Across the aerospace industry, 3D printing has quietly shifted from experimental gadget to serious production tool, challenging decades of design habits and supply-chain routines. The question now is no longer whether it works, but how far it can go in reshaping flight itself.

A manufacturing revolution built layer by layer

Additive manufacturing, better known as 3D printing, flips traditional metalworking on its head. Instead of carving parts out of a solid block and throwing away the offcuts, machines build components layer by layer from powders or wire.

This shift sounds simple, but it unlocks new rules for engineering. Designers can add material only where the loads and stresses demand it. Hollow internal passages, intricate lattice structures, and organic, bone-like shapes become feasible in metal, not just in computer models.

By adding instead of subtracting, aerospace engineers can combine multiple parts into one, cut weight, and rethink what a “simple” bracket or support can look like.

For aircraft makers under pressure to cut emissions and fuel burn, these freedoms matter. Weight is money. Every kilogram removed from an aircraft can save thousands of litres of fuel over its life. Additive manufacturing offers a rare combination: lighter parts, shorter supply chains, and new design options, all at once.

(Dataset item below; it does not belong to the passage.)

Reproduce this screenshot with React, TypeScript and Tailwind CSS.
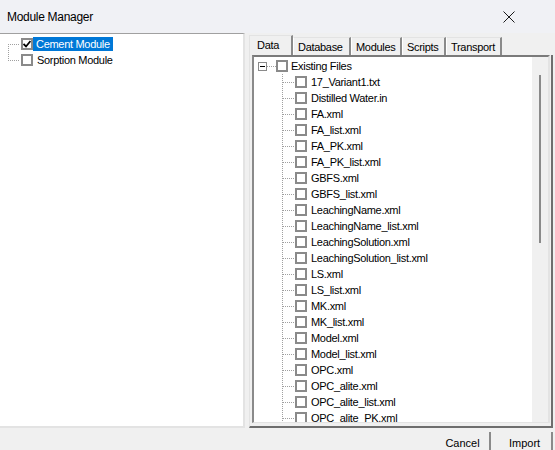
import React from 'react';

const files = [
  '17_Variant1.txt',
  'Distilled Water.in',
  'FA.xml',
  'FA_list.xml',
  'FA_PK.xml',
  'FA_PK_list.xml',
  'GBFS.xml',
  'GBFS_list.xml',
  'LeachingName.xml',
  'LeachingName_list.xml',
  'LeachingSolution.xml',
  'LeachingSolution_list.xml',
  'LS.xml',
  'LS_list.xml',
  'MK.xml',
  'MK_list.xml',
  'Model.xml',
  'Model_list.xml',
  'OPC.xml',
  'OPC_alite.xml',
  'OPC_alite_list.xml',
  'OPC_alite_PK.xml',
];

const tabs = [
  { label: 'Data', w: 'w-[44px]', active: true },
  { label: 'Database', w: 'w-[58px]', active: false },
  { label: 'Modules', w: 'w-[51px]', active: false },
  { label: 'Scripts', w: 'w-[44px]', active: false },
  { label: 'Transport', w: 'w-[56px]', active: false },
];

const dot = '#a0a0a0';

const CheckBox: React.FC<{ checked?: boolean }> = ({ checked }) => (
  <div className="w-[12px] h-[12px] border-2 border-[#8a8a8a] bg-white flex items-center justify-center shrink-0">
    {checked && (
      <svg width="8" height="8" viewBox="0 0 8 8">
        <path d="M0.5 4 L3 6.5 L7.5 1" stroke="#000" strokeWidth="1.8" fill="none" />
      </svg>
    )}
  </div>
);

const App: React.FC = () => {
  return (
    <div
      className="w-[555px] h-[450px] bg-[#f0f0f0] flex flex-col overflow-hidden text-black"
      style={{ fontFamily: '"Liberation Sans", Arial, sans-serif' }}
    >
      {/* Title bar */}
      <div className="h-[33px] bg-[#f0f1f5] flex items-center justify-between pl-[7px] pr-[40px] shrink-0">
        <span className="text-[12px] tracking-[-0.3px]">Module Manager</span>
        <svg width="12" height="12" viewBox="0 0 12 12">
          <path d="M0.5 0.5 L11.5 11.5 M11.5 0.5 L0.5 11.5" stroke="#1a1a1a" strokeWidth="1" />
        </svg>
      </div>

      <div className="flex h-[395px] shrink-0 text-[11px] tracking-[-0.3px]">
        {/* Left module tree */}
        <div className="w-[245px] bg-white border-t border-t-[#a0a0a0] border-r-2 border-r-[#e3e3e3] border-b-2 border-b-[#e3e3e3] pt-[2px]">
          <div className="flex items-center h-[16px]">
            <svg width="20" height="16" className="shrink-0">
              <line x1="8.5" y1="8" x2="8.5" y2="16" stroke={dot} strokeDasharray="1 1" shapeRendering="crispEdges" />
              <line x1="8" y1="8.5" x2="20" y2="8.5" stroke={dot} strokeDasharray="1 1" shapeRendering="crispEdges" />
            </svg>
            <div className="ml-[1px]">
              <CheckBox checked />
            </div>
            <span className="bg-[#0078d7] text-white h-[14px] leading-[14px] px-[3px]">Cement Module</span>
          </div>
          <div className="flex items-center h-[16px]">
            <svg width="20" height="16" className="shrink-0">
              <line x1="8.5" y1="0" x2="8.5" y2="8" stroke={dot} strokeDasharray="1 1" shapeRendering="crispEdges" />
              <line x1="8" y1="8.5" x2="20" y2="8.5" stroke={dot} strokeDasharray="1 1" shapeRendering="crispEdges" />
            </svg>
            <div className="ml-[1px]">
              <CheckBox />
            </div>
            <span className="pl-[4px]">Sorption Module</span>
          </div>
        </div>

        {/* Right tabbed panel */}
        <div className="ml-[4px] w-[304px] flex flex-col">
          <div className="flex items-end h-[22px] shrink-0">
            {tabs.map((t) => (
              <div
                key={t.label}
                className={`${t.w} ${
                  t.active ? 'h-[20px] pl-[7px] pt-[2px] border-l border-l-[#e3e3e3]' : 'h-[18px] pl-[4px] pt-[2px] border-l border-l-white'
                } border-t border-t-[#e3e3e3] border-r-2 border-r-[#8a8a8a] bg-[#f0f0f0] leading-[14px]`}
              >
                {t.label}
              </div>
            ))}
          </div>

          <div className="flex-1 flex flex-col border-l border-l-[#e3e3e3] border-r-2 border-r-[#6e6e6e] border-b-2 border-b-[#6e6e6e] pl-[2px] pr-[1px] pb-[3px] min-h-0">
            <div className="flex-1 flex border-t-2 border-t-[#7a7a7a] border-l-2 border-l-[#8a8a8a] border-r-2 border-r-[#e3e3e3] border-b border-b-[#e3e3e3] bg-white min-h-0">
              <div className="flex-1 overflow-hidden pt-[1px]">
                <div className="flex items-center h-[16px]">
                  <svg width="22" height="16" className="shrink-0">
                    <rect x="4.5" y="4.5" width="8" height="8" fill="#fff" stroke="#8a8a8a" shapeRendering="crispEdges" />
                    <line x1="6" y1="8.5" x2="11" y2="8.5" stroke="#000" shapeRendering="crispEdges" />
                    <line x1="13" y1="8.5" x2="22" y2="8.5" stroke={dot} strokeDasharray="1 1" shapeRendering="crispEdges" />
                  </svg>
                  <CheckBox />
                  <span className="pl-[3px]">Existing Files</span>
                </div>
                {files.map((f) => (
                  <div key={f} className="flex items-center h-[16px]">
                    <svg width="40" height="16" className="shrink-0">
                      <line x1="28.5" y1="0" x2="28.5" y2="16" stroke={dot} strokeDasharray="1 1" shapeRendering="crispEdges" />
                      <line x1="29" y1="8.5" x2="40" y2="8.5" stroke={dot} strokeDasharray="1 1" shapeRendering="crispEdges" />
                    </svg>
                    <div className="ml-[1px]">
                      <CheckBox />
                    </div>
                    <span className="pl-[4px] whitespace-nowrap">{f}</span>
                  </div>
                ))}
              </div>
              <div className="w-[16px] bg-[#f0f0f0] shrink-0 pt-[18px] pl-[7px]">
                <div className="w-[2px] h-[168px] bg-[#8a8a8a]" />
              </div>
            </div>
          </div>
        </div>
      </div>

      {/* Buttons */}
      <div className="flex-1 flex justify-end items-start pt-[4px] pr-[2px] text-[11px]">
        <div className="w-[55px] h-[24px] border-r-2 border-r-[#8a8a8a] text-center pt-[4px] leading-[14px]">Cancel</div>
        <div className="w-[61px] h-[24px] ml-[1px] border-r-2 border-r-[#8a8a8a] pl-[17px] pt-[4px] leading-[14px]">Import</div>
      </div>
    </div>
  );
};

export default App;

Why aerospace is betting on 3D printing

Few sectors are as demanding as aviation. Parts sit near red-hot engines, experience extreme forces and temperature swings, and must meet strict safety rules. Yet aerospace has become one of the earliest large-scale adopters of additive manufacturing.

Stronger, lighter, cleaner materials

The current generation of industrial 3D printers can handle high-performance alloys that used to be the preserve of high-end machining shops. These include:

  • titanium alloys for landing gear and structural parts
  • aluminium alloys for lightweight supports and housings
  • cobalt-chrome for hot, highly stressed engine components
  • high-temperature nickel-based superalloys for turbine sections

These metals retain their strength and fatigue resistance when printed, provided the process is tightly controlled. Engineers can tailor internal structures so that material sits exactly where the loads flow, rather than where a mill or casting mould allows.

One commonly cited example: a titanium component in a landing gear assembly that once weighed around 8 kg can be redesigned and printed at about 5 kg. That 3 kg saving on a single part seems small, but repeated across an aircraft, and multiplied across fleets, the effect on fuel consumption and CO₂ emissions becomes noticeable.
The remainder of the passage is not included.